Operating under the protection of Chapter 11 will provide the company’s vendors with assurances that they will be paid for merchandise the company receives post-filing so the company can be sufficiently stocked for the holiday selling season.

Or in other words, it’s hoping that manufacturers will think the bankruptcy will help Circuit City lope along and pay its bills, and that those companies will therefore ship it the products it needs in its stores in order to avoid having a disastrous holiday season.

If manufacturers continue to feel anty about providing the City with product on credit, it’ll be a crippling problem that could speed the company’s demise. A crummy Christmas could seal its fate; getting through the holiday season in one piece is, therefore, essential.

Under the protection of Chapter 11, the company plans to build on these recent restructuring initiatives. Through the additional flexibility that the bankruptcy process provides the company to restructure its operations, the company will continue its real estate rationalization by taking immediate steps to reject the leases at its previously closed locations. Further, as part of its restructuring efforts, the company will continue to assess the productivity of all assets, review additional cost-cutting initiatives and explore strategic alternatives to maximize the value of the business.

For which read: We’re busy getting out of our leases,we’re not done slashing our costs, and we’re willing to sell the business if anyone wants to buy it.

The press release ends with an optimistic statement from Circuit City’s CEO:

After considering a wide range of alternatives, it became clear that this course of action was a necessary and responsible step to secure our future. I am confident that, with our tremendous talent pool of the best-trained, most knowledgeable sales and installation teams in the business, we will emerge from this process as a stronger, more competitive organization that is well positioned to respond to and succeed in the ever-changing consumer-electronics industry.

Oops–that statement was actually from the CEO of Tweeter, another electronics chain. He made it last year when it filed for bankruptcy. Last week, Tweeter filed for bankruptcy again and announced it was closing all its stores.

Circuit City’s release includes this statement from its acting CEO:

We recently have taken intensive measures to overcome our deteriorating liquidity position. The decision to restructure the business through a Chapter 11 filing should provide us with the opportunity to strengthen our balance sheet, create a more efficient expense structure and ultimately position the company to compete more effectively. In the meantime, our stores remain fully operational, and our associates are focused on consistent and successful execution this holiday season and beyond.
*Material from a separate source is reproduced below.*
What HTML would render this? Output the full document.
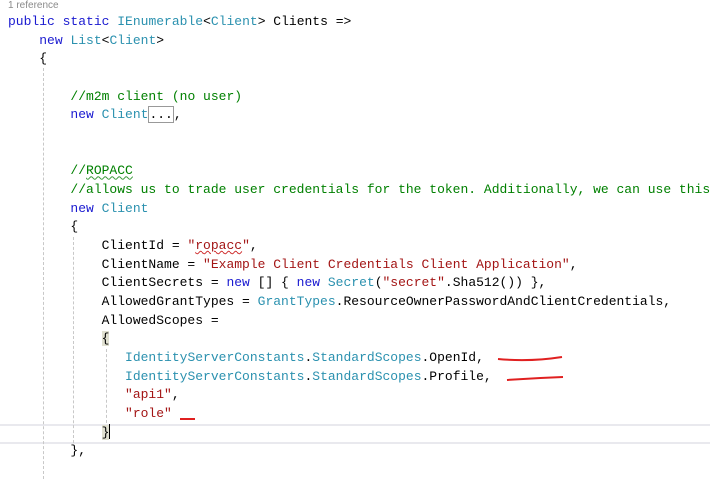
<!DOCTYPE html>
<html><head><meta charset="utf-8"><style>
html,body{margin:0;padding:0;background:#fff;width:710px;height:479px;overflow:hidden;position:relative}
.ref{position:absolute;left:8px;top:0px;font:10px "Liberation Sans",sans-serif;color:#8a8a8a}
pre{position:absolute;left:8px;top:13px;margin:0;font:13px/18.67px "Liberation Mono",monospace;color:#000;white-space:pre}
.k{color:#1a1ad0}.t{color:#2b91af}.c{color:#008000}.s{color:#a31515}
.g{position:absolute;width:0;border-left:1px dashed #c8c8c8}
.hl{position:absolute;left:0;width:710px;top:424px;height:16px;border-top:2px solid #e9e9ee;border-bottom:2px solid #e9e9ee}
.box{border:1px solid #999;}
.br{background:#e0e0d0}
.sq{text-decoration:underline wavy #3a9a3a;text-decoration-thickness:1px}
.sr{text-decoration:underline wavy #d03030;text-decoration-thickness:1px}
.cur{display:inline-block;width:1px;height:15px;background:#000;vertical-align:-3px}
</style></head><body>
<div class="hl"></div>
<div class="ref">1 reference</div>
<div class="g" style="left:43px;top:68px;height:411px"></div>
<div class="g" style="left:73px;top:237px;height:206px"></div>
<div class="g" style="left:106px;top:349px;height:74px"></div>
<pre><span class="k">public</span> <span class="k">static</span> <span class="t">IEnumerable</span>&lt;<span class="t">Client</span>&gt; Clients =&gt;
    <span class="k">new</span> <span class="t">List</span>&lt;<span class="t">Client</span>&gt;
    {

        <span class="c">//m2m client (no user)</span>
        <span class="k">new</span> <span class="t">Client</span><span class="box">...</span>,


        <span class="c">//<span class="sq">ROPACC</span></span>
        <span class="c">//allows us to trade user credentials for the token. Additionally, we can use this</span>
        <span class="k">new</span> <span class="t">Client</span>
        {
            ClientId = <span class="s">"<span class="sr">ropacc</span>"</span>,
            ClientName = <span class="s">"Example Client Credentials Client Application"</span>,
            ClientSecrets = <span class="k">new</span> [] { <span class="k">new</span> <span class="t">Secret</span>(<span class="s">"secret"</span>.Sha512()) },
            AllowedGrantTypes = <span class="t">GrantTypes</span>.ResourceOwnerPasswordAndClientCredentials,
            AllowedScopes =
            <span class="br">{</span>
               <span class="t">IdentityServerConstants</span>.<span class="t">StandardScopes</span>.OpenId,
               <span class="t">IdentityServerConstants</span>.<span class="t">StandardScopes</span>.Profile,
               <span class="s">"api1"</span>,
               <span class="s">"role"</span>
            <span class="br">}</span><span class="cur"></span>
        },</pre>
<svg style="position:absolute;left:0;top:0" width="710" height="479">
<path d="M498 359 Q530 362 562 357" stroke="#e02020" stroke-width="2" fill="none"/>
<path d="M507 380 Q535 378 563 377" stroke="#e02020" stroke-width="2" fill="none"/>
<path d="M180 419 L195 419" stroke="#e02020" stroke-width="2" fill="none"/>
</svg>
</body></html>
Like I’ve said before, I’d like to see Circuit City figure its way out of this mess–not only for the sake of its employees, but also for consumers who benefit from the competition. But it’s far easier to sketch out scenarios in your head in which Circuit City doesn’t ultimately survive than it is to come up with ones which involve it bouncing back.

And here’s one more gloomy data point, in visual form: the performance of Circuit City Stock from 1984 to date:




6 Comments For This Post

  1. Charles Forsythe Says:

    Earlier this year, the Circuit City next to my office announced that it would be moving in the fall, after being where it was for nearly 20 years. The new location would be about 5 miles south in a new mixed use development that featured shopping and high-rise residences (all the rage in new Midwest urban development).

    This seemed like a strange thing to do, since the older buildings neighboring the current Circuit City have been torn down to make way for an even larger development to be finished late next year.

    (YouTube video of the last building going down as of yesterday: )

    If Circuit City were to wait a year, they would be surrounded by “luxury townhomes” and highrise dwellings filled with yuppies needing flat-screen TVs. Now, they just have a sign that says, “Store Closing.”

    I suspect the move plan was tentative and was made to make it easy to just shut down the store rather than move it. Sad.

  2. Relyt Says:

    CC filling for bankruptcy.
    Now there’s a surprise.

  3. adam hartung Says:

    Remember when Circuit City was a favorite in “Good to Great” by Jim Collins? Remember when we thought being big gave you clout with customers and vendors to produce long-term returns (Michael Porter’s 5 Forces Model)? It’s time we recognize that the old approach to management doesn’t work in a rapidly shifting competitive world. There are winners in today’s market, but they follow a different approach. Read more at

  4. cmason Says:

    “the City was having trouble stalking its shelves with new products”

    Stalking sort of works there, in a Elmer-Fudd-hunting-the-Wabbit kinda way, since I imagine Circuit City will need to hunt far and wide to find vendors willing to risk providing stock to them on standard terms.

    (perhaps you meant stocking?)

  5. Matthew Says:

    There are layoffs but I still see thousands of high paying jobs. (professional networking) (aggregated listings) (matches jobs based on your skills)

    Good look to the circuit city folks!

  6. pond Says:

    “the City was having trouble stalking its shelves with new products.”

    Dictated to Dragon NaturallySpeaking?

    we have a word for clumsy typing mistakes (typo) and one for OCR mistakes (scanno) … is there a word for speech-recognition mistakes?

    (a couple other funnies, like vendors getting ‘anty’ about City’s ability to pay.)

    don’t change them, they really do brighten an otherwise gloomy, depressing story.